* Your goal
Everything from the first line down to the line containing "type Point = [number, number];" should be reproduced exactly; please include nothing else.

Start

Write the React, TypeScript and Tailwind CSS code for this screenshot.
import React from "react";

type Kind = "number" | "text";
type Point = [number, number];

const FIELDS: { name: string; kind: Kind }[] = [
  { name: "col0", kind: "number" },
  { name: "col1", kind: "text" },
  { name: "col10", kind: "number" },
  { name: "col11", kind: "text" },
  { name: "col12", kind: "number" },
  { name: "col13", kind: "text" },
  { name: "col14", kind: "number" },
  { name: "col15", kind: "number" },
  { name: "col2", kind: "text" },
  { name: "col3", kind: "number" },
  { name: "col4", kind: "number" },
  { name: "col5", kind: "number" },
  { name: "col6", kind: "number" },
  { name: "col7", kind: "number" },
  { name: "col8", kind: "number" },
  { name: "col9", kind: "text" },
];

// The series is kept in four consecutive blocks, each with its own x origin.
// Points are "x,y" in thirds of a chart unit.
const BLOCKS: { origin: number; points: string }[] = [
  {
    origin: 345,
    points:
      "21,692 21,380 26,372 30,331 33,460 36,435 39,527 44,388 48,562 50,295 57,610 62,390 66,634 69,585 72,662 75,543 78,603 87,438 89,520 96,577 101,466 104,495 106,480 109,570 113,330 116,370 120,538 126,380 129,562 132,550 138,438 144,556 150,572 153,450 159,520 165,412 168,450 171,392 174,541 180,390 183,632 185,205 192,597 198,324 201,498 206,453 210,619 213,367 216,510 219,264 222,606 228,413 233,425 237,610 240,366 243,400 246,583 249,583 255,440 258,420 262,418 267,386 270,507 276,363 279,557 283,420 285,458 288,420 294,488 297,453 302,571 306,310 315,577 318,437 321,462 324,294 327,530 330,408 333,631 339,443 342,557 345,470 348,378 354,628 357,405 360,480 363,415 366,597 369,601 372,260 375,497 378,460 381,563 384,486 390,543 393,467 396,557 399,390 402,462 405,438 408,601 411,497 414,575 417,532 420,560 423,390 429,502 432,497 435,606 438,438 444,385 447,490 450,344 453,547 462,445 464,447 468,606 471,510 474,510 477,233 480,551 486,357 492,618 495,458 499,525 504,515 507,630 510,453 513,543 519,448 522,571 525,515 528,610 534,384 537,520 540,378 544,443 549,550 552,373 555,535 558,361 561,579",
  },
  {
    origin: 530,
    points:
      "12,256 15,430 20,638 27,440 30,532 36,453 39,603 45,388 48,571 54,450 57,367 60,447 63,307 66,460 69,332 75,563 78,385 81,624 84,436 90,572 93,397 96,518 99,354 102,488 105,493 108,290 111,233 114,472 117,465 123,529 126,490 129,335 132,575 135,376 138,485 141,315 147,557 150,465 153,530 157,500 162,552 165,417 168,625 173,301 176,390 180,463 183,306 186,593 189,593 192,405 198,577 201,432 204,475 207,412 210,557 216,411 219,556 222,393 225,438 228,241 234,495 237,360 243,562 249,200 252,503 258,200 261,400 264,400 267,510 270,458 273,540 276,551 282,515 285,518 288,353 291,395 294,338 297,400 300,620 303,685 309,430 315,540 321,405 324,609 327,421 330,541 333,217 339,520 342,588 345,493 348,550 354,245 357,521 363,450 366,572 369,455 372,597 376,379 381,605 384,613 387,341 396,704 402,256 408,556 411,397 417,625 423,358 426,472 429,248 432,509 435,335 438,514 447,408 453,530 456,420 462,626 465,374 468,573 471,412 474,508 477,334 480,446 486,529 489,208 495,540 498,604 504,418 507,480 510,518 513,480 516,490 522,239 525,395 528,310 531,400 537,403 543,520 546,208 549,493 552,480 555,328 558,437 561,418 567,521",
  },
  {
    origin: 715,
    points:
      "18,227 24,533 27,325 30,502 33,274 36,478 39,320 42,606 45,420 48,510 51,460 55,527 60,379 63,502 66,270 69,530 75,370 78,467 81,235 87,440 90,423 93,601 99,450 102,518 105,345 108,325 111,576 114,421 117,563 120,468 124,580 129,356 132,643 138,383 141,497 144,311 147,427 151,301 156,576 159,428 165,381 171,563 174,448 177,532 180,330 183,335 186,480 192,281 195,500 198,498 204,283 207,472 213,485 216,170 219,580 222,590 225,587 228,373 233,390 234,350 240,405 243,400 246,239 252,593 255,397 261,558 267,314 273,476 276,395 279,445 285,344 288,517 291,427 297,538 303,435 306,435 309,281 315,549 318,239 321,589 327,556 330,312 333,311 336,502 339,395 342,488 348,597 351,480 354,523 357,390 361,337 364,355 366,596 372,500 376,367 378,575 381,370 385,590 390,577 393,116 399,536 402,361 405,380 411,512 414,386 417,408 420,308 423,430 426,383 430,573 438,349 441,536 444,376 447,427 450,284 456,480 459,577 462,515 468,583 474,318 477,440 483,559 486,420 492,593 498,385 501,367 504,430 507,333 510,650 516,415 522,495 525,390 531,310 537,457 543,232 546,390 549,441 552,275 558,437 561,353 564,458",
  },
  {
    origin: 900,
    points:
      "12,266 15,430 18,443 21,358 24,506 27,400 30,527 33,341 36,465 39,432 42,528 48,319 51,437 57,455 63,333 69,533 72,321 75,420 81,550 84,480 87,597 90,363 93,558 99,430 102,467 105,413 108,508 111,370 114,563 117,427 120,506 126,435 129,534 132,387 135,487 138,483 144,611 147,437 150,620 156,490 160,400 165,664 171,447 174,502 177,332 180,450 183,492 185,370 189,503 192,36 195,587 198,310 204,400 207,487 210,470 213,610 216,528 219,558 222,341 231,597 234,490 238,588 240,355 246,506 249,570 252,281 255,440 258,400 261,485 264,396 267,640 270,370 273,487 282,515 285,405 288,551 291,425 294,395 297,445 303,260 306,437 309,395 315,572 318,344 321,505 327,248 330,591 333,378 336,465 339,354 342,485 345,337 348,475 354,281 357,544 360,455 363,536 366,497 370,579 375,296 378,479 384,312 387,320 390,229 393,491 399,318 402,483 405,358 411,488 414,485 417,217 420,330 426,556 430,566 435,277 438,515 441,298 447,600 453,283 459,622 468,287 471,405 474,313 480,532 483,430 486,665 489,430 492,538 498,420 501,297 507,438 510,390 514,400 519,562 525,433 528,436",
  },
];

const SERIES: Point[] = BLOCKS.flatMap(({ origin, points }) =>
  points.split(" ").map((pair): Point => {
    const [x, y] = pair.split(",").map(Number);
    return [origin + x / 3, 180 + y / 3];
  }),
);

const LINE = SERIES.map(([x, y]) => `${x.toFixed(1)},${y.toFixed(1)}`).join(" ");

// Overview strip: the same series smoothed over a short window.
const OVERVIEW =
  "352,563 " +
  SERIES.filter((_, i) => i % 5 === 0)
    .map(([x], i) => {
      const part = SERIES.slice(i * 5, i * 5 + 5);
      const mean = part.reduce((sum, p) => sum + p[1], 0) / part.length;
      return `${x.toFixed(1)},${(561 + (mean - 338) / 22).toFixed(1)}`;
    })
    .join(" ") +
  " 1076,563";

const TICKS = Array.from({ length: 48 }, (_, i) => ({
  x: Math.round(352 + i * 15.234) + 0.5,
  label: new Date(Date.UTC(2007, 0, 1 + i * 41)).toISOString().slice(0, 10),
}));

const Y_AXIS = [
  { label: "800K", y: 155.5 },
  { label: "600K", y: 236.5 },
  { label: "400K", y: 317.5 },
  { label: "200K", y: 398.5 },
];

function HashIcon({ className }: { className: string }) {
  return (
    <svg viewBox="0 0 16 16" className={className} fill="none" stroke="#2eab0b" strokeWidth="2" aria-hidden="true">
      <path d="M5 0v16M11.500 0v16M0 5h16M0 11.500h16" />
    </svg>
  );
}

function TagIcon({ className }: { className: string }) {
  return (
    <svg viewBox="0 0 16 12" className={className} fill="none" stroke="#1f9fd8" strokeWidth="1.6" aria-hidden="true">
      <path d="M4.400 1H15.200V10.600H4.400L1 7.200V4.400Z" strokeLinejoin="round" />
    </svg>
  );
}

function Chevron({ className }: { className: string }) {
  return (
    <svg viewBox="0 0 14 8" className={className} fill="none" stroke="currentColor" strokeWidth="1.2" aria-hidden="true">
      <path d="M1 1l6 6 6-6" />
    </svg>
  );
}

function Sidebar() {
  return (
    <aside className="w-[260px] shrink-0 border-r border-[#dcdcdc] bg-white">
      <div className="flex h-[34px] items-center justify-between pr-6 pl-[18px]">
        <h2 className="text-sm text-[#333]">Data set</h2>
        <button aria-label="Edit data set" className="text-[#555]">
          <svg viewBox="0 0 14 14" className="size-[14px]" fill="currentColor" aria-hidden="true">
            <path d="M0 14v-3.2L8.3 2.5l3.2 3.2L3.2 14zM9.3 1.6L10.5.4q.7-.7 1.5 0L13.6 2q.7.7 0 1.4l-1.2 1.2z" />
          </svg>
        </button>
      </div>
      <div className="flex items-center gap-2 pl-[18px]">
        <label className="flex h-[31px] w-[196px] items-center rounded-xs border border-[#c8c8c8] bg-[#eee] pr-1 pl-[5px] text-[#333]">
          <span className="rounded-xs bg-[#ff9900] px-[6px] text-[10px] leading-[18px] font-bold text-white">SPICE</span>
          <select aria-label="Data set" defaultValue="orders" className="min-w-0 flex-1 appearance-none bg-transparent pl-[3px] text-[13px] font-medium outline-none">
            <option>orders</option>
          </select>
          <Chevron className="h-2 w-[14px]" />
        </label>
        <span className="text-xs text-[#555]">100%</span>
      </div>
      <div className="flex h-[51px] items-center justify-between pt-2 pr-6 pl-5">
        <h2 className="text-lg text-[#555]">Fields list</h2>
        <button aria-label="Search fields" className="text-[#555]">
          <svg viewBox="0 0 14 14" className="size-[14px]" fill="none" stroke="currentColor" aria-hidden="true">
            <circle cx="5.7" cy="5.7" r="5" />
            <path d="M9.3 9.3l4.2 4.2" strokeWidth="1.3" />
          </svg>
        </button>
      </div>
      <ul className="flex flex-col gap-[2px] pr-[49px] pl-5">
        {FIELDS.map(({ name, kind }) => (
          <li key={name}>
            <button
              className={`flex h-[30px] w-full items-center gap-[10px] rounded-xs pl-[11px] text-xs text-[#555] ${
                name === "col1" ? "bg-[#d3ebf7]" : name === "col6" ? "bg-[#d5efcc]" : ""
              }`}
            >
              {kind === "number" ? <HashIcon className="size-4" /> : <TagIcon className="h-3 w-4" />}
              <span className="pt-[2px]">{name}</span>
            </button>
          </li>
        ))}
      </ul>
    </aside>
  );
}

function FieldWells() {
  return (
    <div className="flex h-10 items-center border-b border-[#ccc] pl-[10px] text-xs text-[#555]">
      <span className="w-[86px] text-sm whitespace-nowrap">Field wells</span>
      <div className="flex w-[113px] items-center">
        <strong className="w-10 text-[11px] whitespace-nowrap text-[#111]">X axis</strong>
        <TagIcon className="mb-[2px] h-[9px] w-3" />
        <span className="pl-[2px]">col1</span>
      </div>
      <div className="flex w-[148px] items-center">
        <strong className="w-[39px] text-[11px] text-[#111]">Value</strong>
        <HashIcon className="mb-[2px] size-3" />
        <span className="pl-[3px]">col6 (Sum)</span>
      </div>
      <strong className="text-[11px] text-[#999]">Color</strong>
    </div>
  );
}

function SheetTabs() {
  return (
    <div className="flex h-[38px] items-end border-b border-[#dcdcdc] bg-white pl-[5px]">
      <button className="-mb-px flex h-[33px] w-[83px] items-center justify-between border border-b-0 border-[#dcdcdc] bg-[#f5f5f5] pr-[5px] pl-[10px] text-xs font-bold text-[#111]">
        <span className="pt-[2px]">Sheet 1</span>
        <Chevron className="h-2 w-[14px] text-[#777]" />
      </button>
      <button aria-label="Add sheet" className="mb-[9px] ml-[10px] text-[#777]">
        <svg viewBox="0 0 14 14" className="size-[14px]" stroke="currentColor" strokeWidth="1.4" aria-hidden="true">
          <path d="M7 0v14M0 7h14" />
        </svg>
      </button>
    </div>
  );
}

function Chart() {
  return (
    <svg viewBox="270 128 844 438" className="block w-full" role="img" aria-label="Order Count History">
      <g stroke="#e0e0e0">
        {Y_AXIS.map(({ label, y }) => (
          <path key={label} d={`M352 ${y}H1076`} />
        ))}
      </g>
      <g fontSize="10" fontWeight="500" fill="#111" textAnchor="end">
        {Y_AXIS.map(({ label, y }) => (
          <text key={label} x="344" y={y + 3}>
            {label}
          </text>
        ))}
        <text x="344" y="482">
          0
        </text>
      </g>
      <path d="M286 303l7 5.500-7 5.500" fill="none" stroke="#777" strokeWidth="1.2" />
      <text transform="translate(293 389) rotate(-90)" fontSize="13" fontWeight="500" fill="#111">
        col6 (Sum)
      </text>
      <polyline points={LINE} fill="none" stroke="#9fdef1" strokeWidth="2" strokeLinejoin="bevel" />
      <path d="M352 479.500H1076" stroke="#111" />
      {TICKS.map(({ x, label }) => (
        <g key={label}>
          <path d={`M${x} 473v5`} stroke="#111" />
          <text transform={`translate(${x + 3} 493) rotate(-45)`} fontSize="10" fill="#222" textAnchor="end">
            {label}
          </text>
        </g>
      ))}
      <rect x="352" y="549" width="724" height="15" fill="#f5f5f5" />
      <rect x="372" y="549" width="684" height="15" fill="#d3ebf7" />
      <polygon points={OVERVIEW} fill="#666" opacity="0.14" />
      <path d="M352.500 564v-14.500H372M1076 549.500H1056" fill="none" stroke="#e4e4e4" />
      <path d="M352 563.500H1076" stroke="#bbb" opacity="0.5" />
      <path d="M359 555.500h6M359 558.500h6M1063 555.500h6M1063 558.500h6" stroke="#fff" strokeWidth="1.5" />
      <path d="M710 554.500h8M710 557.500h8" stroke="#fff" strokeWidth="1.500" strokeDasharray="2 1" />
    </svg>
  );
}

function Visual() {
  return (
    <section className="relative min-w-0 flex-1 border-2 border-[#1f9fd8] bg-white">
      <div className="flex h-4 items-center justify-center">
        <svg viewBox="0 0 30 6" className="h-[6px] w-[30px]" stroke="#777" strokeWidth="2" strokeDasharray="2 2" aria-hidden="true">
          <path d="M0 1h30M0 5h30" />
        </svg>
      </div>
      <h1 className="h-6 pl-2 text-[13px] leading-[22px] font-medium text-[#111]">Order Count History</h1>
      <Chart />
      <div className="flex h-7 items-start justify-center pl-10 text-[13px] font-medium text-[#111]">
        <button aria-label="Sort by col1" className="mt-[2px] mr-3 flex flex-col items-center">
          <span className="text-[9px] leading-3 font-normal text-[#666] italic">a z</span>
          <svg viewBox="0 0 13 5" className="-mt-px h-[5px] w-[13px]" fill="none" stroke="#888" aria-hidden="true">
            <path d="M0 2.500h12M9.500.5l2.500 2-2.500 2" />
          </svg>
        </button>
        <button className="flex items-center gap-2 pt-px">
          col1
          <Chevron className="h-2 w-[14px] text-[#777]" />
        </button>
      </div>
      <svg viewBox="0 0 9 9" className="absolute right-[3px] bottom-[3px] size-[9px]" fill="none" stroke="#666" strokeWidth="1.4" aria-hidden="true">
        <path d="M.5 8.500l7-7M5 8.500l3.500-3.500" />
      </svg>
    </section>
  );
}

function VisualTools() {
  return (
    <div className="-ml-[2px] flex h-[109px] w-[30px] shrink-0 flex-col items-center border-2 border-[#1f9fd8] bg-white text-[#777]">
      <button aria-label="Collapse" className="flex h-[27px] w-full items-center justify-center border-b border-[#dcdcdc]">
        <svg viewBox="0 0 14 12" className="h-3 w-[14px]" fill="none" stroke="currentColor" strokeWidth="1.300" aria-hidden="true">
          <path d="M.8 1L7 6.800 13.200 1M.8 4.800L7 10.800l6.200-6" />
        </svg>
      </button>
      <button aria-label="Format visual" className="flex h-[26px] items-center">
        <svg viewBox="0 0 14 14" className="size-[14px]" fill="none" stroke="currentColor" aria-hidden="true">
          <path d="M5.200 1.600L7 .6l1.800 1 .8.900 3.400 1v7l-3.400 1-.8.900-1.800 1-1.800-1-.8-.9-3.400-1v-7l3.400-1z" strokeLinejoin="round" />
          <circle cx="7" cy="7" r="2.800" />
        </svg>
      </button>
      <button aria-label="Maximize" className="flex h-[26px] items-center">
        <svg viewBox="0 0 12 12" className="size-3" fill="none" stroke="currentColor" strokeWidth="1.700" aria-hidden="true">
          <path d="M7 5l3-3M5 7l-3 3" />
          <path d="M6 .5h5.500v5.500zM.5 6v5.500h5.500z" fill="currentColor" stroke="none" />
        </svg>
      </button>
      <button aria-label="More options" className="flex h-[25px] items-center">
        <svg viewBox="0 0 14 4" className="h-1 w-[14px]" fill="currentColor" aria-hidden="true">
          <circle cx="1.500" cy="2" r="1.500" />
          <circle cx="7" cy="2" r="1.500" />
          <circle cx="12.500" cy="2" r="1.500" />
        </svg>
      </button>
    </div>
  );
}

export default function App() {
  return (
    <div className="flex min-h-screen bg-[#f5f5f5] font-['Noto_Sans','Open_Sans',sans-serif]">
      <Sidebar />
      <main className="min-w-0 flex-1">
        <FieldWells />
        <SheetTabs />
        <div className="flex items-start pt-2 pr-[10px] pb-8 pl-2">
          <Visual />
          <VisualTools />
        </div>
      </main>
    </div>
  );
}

End

* Expected answer
Write the React, TypeScript and Tailwind CSS code for this screenshot.
import React from "react";

type Kind = "number" | "text";
type Point = [number, number];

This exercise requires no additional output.